Dari penelusuran Armstrong dan Trento, maupun buku lain karya Douglas Frantz dan Catherine Collins berjudul The Nuclear Jihadist, ada satu hal yang kiranya bisa digali dan dibaca secara lebih cermat. Benarkah ketidaseriusan President Bill Clinton maupun George W Bush dalam menindak Abdul Qadeer Khan dan jaringannya, semata karena pertimbangan hubungan baik Amerika dan Pakistan.

Karena  menurut analisis saya, sejak awal kiprah Abdul Qadeer Khan dalam bidang fisika dan teknologi nuklir, sebenarnya sudah dalam kerangka kesepakatan strategis Amerika Serikat dan Pakistan sebagai sekutu andalannya di kawasan Asia Selatan dalam era Perang Dingin.

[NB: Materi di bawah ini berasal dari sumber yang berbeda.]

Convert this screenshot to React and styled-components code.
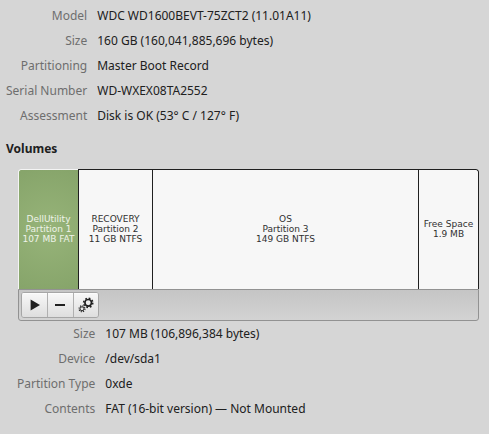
import React, { useState } from "react";
import styled, { createGlobalStyle } from "styled-components";

const drive = [
  ["Model", "WDC WD1600BEVT-75ZCT2 (11.01A11)"],
  ["Size", "160 GB (160,041,885,696 bytes)"],
  ["Partitioning", "Master Boot Record"],
  ["Serial Number", "WD-WXEX08TA2552"],
  ["Assessment", "Disk is OK (53° C / 127° F)"],
];

const volume = [
  ["Size", "107 MB (106,896,384 bytes)"],
  ["Device", "/dev/sda1"],
  ["Partition Type", "0xde"],
  ["Contents", "FAT (16-bit version) — Not Mounted"],
];

const partitions = [
  { lines: ["DellUtility", "Partition 1", "107 MB FAT"], basis: 60 },
  { lines: ["RECOVERY", "Partition 2", "11 GB NTFS"], basis: 74 },
  { lines: ["OS", "Partition 3", "149 GB NTFS"], basis: 120, grow: 1 },
  { lines: ["Free Space", "1.9 MB"], basis: 61 },
];

const Details = ({ rows, indent }) => (
  <DetailList $indent={indent}>
    {rows.map(([label, value]) => (
      <React.Fragment key={label}>
        <Label>{label}</Label>
        <Value>{value}</Value>
      </React.Fragment>
    ))}
  </DetailList>
);

const PlayIcon = () => (
  <svg width="16" height="16" viewBox="0 0 16 16" aria-hidden="true">
    <path d="M3.6 2.6 L13 8 L3.6 13.4 Z" fill="#202020" />
  </svg>
);

const MinusIcon = () => (
  <svg width="16" height="16" viewBox="0 0 16 16" aria-hidden="true">
    <path d="M3 7h10v2H3z" fill="#202020" />
  </svg>
);

const GearsIcon = () => (
  <svg width="16" height="16" viewBox="0 0 16 16" aria-hidden="true" fill="none" stroke="#202020">
    <circle cx="10.2" cy="5.8" r="3.3" strokeWidth="1.7" />
    <circle cx="10.2" cy="5.8" r="4.6" strokeWidth="1.5" strokeDasharray="1.7 1.91" />
    <circle cx="4" cy="11.8" r="2" strokeWidth="1" />
    <circle cx="4" cy="11.8" r="3" strokeWidth="1.1" strokeDasharray="1.2 1.156" />
  </svg>
);

function App() {
  const [selected, setSelected] = useState(0);

  return (
    <Page>
      <GlobalStyle />
      <Details rows={drive} indent={0} />
      <Heading>Volumes</Heading>
      <Volumes>
        <Grid>
          {partitions.map(({ lines, basis, grow }, i) => (
            <Partition
              key={lines[0]}
              $basis={basis}
              $grow={grow}
              $selected={i === selected}
              aria-pressed={i === selected}
              onClick={() => setSelected(i)}
            >
              {lines.map((line) => (
                <Line key={line}>{line}</Line>
              ))}
            </Partition>
          ))}
        </Grid>
        <Toolbar>
          <ButtonGroup>
            <ToolButton aria-label="Mount partition">
              <PlayIcon />
            </ToolButton>
            <ToolButton aria-label="Delete partition">
              <MinusIcon />
            </ToolButton>
            <ToolButton aria-label="More actions">
              <GearsIcon />
            </ToolButton>
          </ButtonGroup>
        </Toolbar>
      </Volumes>
      <Details rows={volume} indent={11} />
    </Page>
  );
}

export default App;

const GlobalStyle = createGlobalStyle`
  * {
    box-sizing: border-box;
  }
  body {
    margin: 0;
    background: #d6d6d6;
    color: #202020;
    font: 12px/25px "Noto Sans", sans-serif;
  }
`;

const Page = styled.main`
  padding: 3px 10px 13px 6px;
`;

const DetailList = styled.dl`
  display: grid;
  grid-template-columns: max-content 1fr;
  column-gap: 10px;
  margin: 0;
  padding-left: ${(p) => p.$indent}px;
`;

const Label = styled.dt`
  color: #6e6e6e;
  text-align: right;
`;

const Value = styled.dd`
  margin: 0;
`;

const Heading = styled.h2`
  margin: 8px 0;
  font-size: 12px;
  line-height: 25px;
  font-weight: 700;
`;

const Volumes = styled.section`
  padding-left: 12px;
`;

const Grid = styled.div`
  display: flex;
  height: 120px;
  border-radius: 3px 3px 0 0;
  overflow: hidden;
`;

const Partition = styled.button`
  display: flex;
  flex: ${(p) => p.$grow || 0} 0 ${(p) => p.$basis}px;
  flex-direction: column;
  align-items: center;
  justify-content: center;
  padding: 0 0 2px;
  border: solid ${(p) => (p.$selected ? "#f4f4f4" : "#202020")};
  border-width: 1px 0 0 1px;
  background: ${(p) =>
    p.$selected ? "radial-gradient(circle, #97b479, #86a46a)" : "#f7f7f7"};
  color: ${(p) => (p.$selected ? "#eef3e8" : "#303030")};
  font: 9px/10px "DejaVu Sans", sans-serif;
  white-space: nowrap;

  &:first-child {
    border-top-left-radius: 3px;
  }
  &:last-child {
    border-right-width: 1px;
    border-top-right-radius: 3px;
  }
`;

const Line = styled.span`
  display: block;
`;

const Toolbar = styled.div`
  display: flex;
  height: 32px;
  padding: 2px;
  border: 1px solid #929292;
  border-radius: 0 0 3px 3px;
  background: linear-gradient(#c5c5c5, #d3d3d3);
`;

const ButtonGroup = styled.div`
  display: flex;
  width: 78px;
  height: 26px;
  border: 1px solid #a6a6a6;
  border-radius: 3px;
  overflow: hidden;
`;

const ToolButton = styled.button`
  display: flex;
  flex: 1 1 26px;
  align-items: center;
  justify-content: center;
  min-width: 0;
  padding: 0;
  border: 0;
  background: linear-gradient(#f8f8f8, #dedede);
  box-shadow: inset 0 1px #fcfcfc;

  & + & {
    border-left: 1px solid #b0b0b0;
  }
`;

Indikasi dari beberapa temuan seperti penjualan teknologi persenjataan nuklir kepada Libya yang terkesan dimotori oleh jaringan pendukung Abdul Qadeer Khan, sebenarnya juga merupakan bagian dari operasi intelijen Amerika dan Inggris untuk membangun kesan bahwa Libya sudah mempunyai senjata nuklir. Dan karenanya dipandang berbahaya bagi perdamaian dunia.

Padahal, sejak 1989, Menteri Luar negeri Musa Kusa, yang dianggap tangan kanan Moammar Khadafi, sejatinya sudah berada dalam kendali dan penguasaan dinas intelijen Inggris MI-6 dan CIA. Sehingga tidak masuk akal jika jaringan Abdul Qadeer Khan memang sungguh-sungguh merupakan jaringan terorisme internasional yang berada di luar kendali MI-6 dan CIA, akan dibiarkan begitu saja melakukan transaksi penjualan senjata nuklir ke Libya.

Karena itu, kalau kita cermati betul buku Armstrong dan Trento ini, justru Abdul Qadeer Khan inilah, sosok yang lebih berbahaya daripada Osama bin Laden. Dalam arti, bahwa sebagai sosok kreasi Washington dan London, Abdul Qadeer Khan, sewaktu-waktu bisa dimainkan seakan sebagai monster baru dunia Islam. Dan melalui dukungan jaringan internasionalnya  seakan-akan telah mengawinkan terorisme dengan teknologi Nuklir.